How many lines hold the string "screenshot"? Reply with the number alone.

## start

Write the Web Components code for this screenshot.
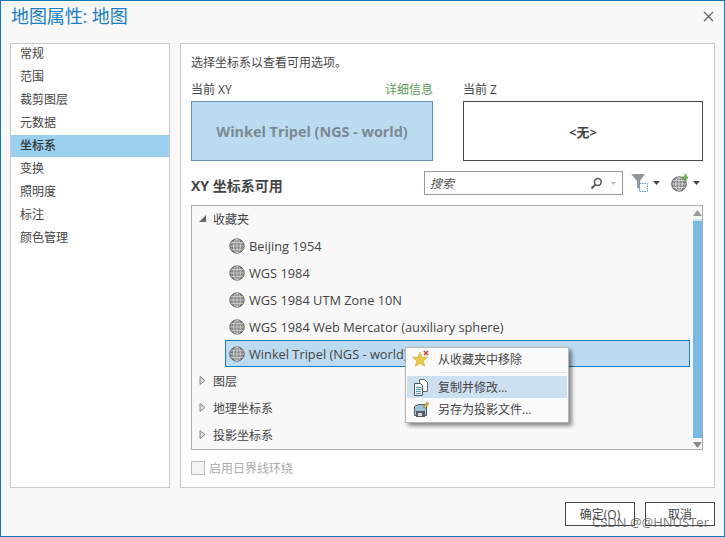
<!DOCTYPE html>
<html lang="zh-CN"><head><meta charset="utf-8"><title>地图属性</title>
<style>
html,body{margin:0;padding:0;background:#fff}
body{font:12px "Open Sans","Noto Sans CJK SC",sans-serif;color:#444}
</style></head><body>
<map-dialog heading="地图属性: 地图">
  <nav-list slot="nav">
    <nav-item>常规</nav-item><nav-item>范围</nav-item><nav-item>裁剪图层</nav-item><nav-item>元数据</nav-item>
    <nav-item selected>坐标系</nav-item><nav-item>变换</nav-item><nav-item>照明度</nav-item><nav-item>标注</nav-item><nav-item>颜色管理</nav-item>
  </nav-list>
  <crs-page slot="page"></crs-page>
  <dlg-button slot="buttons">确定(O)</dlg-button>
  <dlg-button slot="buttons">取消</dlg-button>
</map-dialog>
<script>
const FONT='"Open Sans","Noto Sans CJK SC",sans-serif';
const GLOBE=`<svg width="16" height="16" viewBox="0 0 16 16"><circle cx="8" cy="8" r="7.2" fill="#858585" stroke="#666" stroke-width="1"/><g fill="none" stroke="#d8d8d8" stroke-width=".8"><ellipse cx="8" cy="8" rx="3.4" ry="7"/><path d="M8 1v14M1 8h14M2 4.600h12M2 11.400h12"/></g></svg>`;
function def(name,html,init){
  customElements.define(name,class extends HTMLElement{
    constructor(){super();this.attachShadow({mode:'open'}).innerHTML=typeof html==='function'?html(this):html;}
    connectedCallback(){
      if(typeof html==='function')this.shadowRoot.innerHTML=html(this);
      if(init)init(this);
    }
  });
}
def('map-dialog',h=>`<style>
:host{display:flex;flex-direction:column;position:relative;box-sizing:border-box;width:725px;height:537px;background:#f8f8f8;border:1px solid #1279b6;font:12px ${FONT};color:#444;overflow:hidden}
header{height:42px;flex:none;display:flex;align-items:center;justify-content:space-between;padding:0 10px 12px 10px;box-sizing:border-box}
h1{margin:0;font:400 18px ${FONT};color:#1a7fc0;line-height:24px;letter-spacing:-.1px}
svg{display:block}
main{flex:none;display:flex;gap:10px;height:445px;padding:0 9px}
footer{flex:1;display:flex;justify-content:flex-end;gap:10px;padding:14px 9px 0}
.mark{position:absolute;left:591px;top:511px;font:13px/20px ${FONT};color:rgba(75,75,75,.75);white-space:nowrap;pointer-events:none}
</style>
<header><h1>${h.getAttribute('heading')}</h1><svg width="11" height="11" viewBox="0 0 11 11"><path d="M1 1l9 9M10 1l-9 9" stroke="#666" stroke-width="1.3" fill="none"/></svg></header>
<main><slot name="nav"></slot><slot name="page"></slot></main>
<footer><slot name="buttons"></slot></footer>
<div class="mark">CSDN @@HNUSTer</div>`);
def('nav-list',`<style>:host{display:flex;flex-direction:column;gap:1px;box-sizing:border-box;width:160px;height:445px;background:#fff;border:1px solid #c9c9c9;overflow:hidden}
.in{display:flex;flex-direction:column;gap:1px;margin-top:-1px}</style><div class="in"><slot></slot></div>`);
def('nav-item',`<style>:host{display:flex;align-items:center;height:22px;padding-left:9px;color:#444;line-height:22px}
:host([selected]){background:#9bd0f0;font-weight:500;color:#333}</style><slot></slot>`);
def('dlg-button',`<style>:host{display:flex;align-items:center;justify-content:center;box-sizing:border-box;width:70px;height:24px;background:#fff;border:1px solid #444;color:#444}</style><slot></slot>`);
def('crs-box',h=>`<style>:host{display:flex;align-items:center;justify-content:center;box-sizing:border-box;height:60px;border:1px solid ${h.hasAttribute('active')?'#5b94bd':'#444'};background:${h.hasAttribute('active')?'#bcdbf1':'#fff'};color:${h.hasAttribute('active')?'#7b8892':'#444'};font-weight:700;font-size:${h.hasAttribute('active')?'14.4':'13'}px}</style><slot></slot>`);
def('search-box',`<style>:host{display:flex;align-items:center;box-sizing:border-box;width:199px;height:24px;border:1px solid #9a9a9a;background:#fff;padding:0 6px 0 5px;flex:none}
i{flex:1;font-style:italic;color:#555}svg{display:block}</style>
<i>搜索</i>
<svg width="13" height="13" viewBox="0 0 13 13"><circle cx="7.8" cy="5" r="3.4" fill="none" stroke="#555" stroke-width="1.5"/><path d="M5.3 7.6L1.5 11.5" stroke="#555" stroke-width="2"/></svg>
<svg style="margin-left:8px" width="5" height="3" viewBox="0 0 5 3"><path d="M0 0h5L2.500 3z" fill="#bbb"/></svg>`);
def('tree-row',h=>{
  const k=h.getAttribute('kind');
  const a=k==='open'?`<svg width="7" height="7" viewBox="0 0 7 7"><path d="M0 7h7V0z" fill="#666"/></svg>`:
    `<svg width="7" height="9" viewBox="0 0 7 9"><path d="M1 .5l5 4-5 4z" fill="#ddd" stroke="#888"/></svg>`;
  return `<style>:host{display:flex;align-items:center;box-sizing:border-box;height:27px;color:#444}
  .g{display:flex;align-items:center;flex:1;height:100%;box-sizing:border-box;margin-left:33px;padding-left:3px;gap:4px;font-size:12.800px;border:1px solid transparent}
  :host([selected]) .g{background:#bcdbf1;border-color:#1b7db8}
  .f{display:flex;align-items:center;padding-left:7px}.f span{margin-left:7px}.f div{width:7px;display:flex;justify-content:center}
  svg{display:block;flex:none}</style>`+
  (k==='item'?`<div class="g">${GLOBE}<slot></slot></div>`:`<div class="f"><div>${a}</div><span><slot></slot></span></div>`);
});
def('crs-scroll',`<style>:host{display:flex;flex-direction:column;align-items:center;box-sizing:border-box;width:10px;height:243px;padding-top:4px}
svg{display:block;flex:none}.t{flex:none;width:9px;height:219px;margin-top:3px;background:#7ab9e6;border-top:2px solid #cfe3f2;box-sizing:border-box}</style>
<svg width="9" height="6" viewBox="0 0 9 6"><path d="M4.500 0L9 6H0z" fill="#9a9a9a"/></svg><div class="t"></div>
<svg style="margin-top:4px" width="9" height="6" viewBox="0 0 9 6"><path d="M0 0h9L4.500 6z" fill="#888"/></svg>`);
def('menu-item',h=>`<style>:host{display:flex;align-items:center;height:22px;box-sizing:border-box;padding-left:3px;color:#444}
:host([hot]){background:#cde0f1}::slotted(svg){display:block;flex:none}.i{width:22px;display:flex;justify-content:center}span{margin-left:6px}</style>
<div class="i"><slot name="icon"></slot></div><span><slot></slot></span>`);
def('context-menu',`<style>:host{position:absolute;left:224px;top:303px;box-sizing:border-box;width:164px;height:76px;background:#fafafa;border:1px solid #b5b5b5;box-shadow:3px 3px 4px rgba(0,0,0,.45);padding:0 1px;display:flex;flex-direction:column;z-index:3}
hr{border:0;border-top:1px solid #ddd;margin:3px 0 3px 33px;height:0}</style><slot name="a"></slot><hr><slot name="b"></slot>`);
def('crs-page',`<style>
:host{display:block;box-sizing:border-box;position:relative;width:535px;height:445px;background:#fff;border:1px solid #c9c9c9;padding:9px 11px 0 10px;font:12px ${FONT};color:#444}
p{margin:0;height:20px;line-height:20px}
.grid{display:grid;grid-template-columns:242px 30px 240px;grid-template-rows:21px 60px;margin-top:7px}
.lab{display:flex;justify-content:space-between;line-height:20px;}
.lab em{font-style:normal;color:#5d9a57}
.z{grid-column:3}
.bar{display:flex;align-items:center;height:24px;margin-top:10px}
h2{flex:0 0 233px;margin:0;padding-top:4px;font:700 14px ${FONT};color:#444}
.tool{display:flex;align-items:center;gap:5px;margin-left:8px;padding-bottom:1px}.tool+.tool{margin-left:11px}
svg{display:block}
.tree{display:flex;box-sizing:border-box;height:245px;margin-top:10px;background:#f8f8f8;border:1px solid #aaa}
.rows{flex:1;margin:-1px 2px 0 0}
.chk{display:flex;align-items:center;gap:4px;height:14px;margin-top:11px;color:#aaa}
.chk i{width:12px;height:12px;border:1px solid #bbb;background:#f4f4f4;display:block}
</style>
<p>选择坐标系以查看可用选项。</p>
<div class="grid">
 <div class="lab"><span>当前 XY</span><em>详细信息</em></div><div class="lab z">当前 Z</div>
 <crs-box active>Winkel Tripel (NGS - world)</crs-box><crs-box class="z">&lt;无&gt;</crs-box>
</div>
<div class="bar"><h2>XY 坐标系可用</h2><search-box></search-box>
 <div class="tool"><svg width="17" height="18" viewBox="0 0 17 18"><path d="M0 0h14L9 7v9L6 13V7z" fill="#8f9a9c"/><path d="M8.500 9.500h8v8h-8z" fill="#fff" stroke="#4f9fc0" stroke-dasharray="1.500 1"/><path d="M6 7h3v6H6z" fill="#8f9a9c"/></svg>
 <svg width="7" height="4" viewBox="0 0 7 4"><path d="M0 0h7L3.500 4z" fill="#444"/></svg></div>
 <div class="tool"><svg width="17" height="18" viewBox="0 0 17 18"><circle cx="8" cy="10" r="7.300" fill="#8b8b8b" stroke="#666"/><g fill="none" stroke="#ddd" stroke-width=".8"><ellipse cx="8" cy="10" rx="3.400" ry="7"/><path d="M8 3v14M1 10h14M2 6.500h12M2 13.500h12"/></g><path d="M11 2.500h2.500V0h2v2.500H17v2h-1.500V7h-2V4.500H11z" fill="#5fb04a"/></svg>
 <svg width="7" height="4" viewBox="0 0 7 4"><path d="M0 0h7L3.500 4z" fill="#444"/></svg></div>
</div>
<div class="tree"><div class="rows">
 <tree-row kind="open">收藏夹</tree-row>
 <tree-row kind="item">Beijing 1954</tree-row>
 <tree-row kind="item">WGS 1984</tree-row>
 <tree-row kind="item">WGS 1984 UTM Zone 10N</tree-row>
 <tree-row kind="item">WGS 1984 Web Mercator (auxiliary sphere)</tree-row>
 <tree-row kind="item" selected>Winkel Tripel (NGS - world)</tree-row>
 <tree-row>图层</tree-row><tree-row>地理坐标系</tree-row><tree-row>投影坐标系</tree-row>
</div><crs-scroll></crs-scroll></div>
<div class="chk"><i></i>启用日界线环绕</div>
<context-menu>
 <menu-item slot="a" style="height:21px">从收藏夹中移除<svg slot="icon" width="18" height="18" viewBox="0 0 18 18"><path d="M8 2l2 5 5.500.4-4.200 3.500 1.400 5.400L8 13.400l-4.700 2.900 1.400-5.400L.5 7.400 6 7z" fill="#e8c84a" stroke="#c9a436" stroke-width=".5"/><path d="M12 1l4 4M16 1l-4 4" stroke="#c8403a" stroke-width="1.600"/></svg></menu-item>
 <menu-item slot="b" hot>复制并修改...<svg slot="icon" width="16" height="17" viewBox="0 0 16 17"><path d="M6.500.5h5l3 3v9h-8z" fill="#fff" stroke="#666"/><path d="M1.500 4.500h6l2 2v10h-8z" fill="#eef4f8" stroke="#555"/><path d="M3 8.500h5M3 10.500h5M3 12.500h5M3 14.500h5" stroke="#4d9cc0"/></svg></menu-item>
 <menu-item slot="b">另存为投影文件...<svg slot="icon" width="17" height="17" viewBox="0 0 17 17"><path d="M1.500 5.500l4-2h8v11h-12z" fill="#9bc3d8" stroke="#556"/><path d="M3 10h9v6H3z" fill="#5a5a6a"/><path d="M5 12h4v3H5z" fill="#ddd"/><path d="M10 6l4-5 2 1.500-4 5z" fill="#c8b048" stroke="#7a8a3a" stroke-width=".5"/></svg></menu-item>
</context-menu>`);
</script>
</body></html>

## end
## start

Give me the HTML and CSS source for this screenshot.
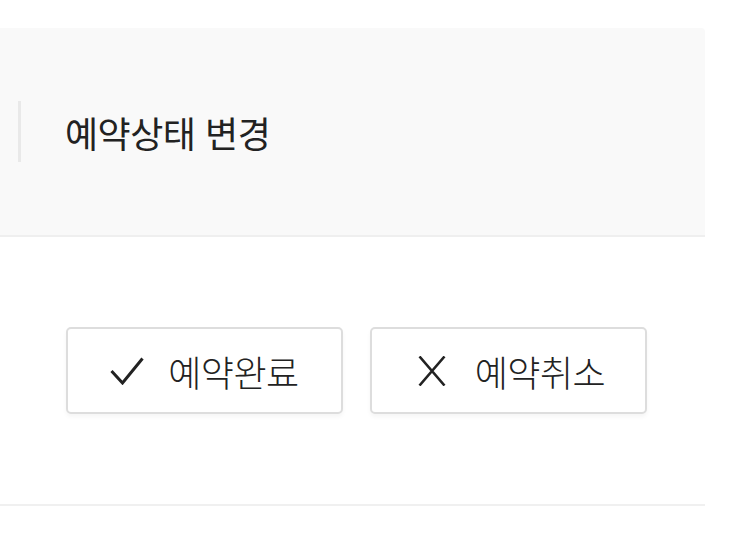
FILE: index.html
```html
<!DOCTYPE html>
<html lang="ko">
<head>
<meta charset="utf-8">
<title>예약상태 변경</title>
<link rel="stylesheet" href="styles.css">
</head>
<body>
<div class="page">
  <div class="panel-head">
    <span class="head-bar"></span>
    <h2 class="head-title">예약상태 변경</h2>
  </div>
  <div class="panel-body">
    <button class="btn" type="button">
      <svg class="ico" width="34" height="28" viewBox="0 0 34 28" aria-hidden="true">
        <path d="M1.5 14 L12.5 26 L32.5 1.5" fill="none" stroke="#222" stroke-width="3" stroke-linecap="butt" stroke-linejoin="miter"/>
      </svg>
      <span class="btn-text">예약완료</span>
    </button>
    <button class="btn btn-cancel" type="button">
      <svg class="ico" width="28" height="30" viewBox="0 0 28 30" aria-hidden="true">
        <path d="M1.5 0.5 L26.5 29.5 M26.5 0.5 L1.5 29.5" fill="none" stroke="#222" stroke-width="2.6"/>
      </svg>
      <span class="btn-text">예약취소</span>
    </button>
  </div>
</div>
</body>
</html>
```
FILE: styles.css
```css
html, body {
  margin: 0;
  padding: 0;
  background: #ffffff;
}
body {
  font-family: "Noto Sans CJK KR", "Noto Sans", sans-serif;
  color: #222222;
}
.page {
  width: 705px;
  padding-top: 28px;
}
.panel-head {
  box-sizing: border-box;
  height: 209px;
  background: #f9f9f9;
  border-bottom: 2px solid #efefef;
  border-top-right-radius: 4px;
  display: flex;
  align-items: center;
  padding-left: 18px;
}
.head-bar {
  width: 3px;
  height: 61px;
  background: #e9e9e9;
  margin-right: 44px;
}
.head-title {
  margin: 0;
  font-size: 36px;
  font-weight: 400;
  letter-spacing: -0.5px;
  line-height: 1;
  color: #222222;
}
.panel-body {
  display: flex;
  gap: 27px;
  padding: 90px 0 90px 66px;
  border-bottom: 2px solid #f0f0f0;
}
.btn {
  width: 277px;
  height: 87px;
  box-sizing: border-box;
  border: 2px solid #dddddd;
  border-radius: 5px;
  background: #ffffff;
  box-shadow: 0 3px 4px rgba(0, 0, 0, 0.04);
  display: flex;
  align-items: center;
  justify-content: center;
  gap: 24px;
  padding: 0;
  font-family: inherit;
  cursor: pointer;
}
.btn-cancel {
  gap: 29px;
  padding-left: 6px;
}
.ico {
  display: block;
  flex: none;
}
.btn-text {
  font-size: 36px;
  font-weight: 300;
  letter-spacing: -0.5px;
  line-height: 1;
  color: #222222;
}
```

## end

◆ PROBLEM SOLUTION:
2